At the 2006 curtained unveiling, the owner of Lego flew from the Lego headquarters in Denmark to see the display. It has since changed the SEE visiting demographic — people, adults especially, travel internationally to see it. It takes an enormous amount of space on the museum’s first floor and contains moving trains, running water, carnival rides and text that gives context to the display, which appears how Manchester might have in the very early 1900s.
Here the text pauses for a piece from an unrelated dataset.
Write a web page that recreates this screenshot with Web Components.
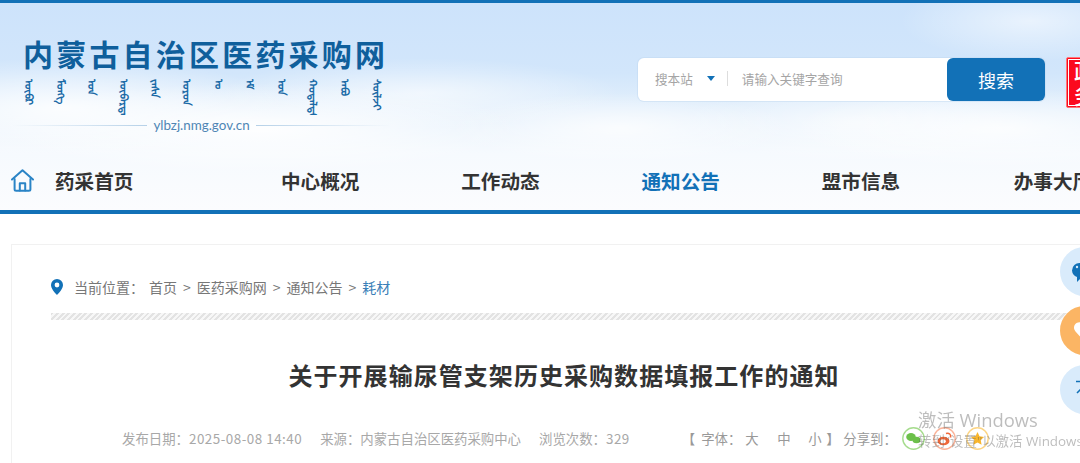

The project was so successful that many Manchester organizations recruited NELUG for other projects. Lego and NELUG helped the Manchester Historical Society build city historic houses for an exhibit — these now line the walls in SEE — and the Manchester City Library recruited Boston resident David Gwon to create a mini-figure scale of its building for the centennial anniversary, which he did with the help of CAD software (to aid in design), old building blueprints, archival photos and thousands of Lego pieces left over from the Millyard Project.
Collaborative art
Lots of NELUGgers have their own designated Lego studios in their homes. NELUG married couple Linda and Jonathan Dallas share theirs — it’s in their house’s master bedroom. They sleep in their smaller second bedroom.
The Massachusetts couple met through NELUG and spent their first date building the Jefferson Building for the Millyard Project at SEE. It was supposed to end with a nice meal, but they spent so much time building, they picked up fast food on the way home instead.
When they fell in love and decided to marry in 2007, they held a Lego-themed wedding at the site of their first date. It’s still the only wedding ever held at the museum. 
Their florist created Lego displays and their place cards contained Lego designs. The wedding included a “mixing ceremony” in which the pair took Lego pieces from their own collections and joined them together.
Linda Dallas agrees that Lego is an artistic medium, but what she likes best is that it’s a collaborative one. She and her husband can create together.
“You can’t really work on a painting with another person, but with Lego, it’s kind of easy to have two people giving input on how something should look, or the best way to make something work,” she said.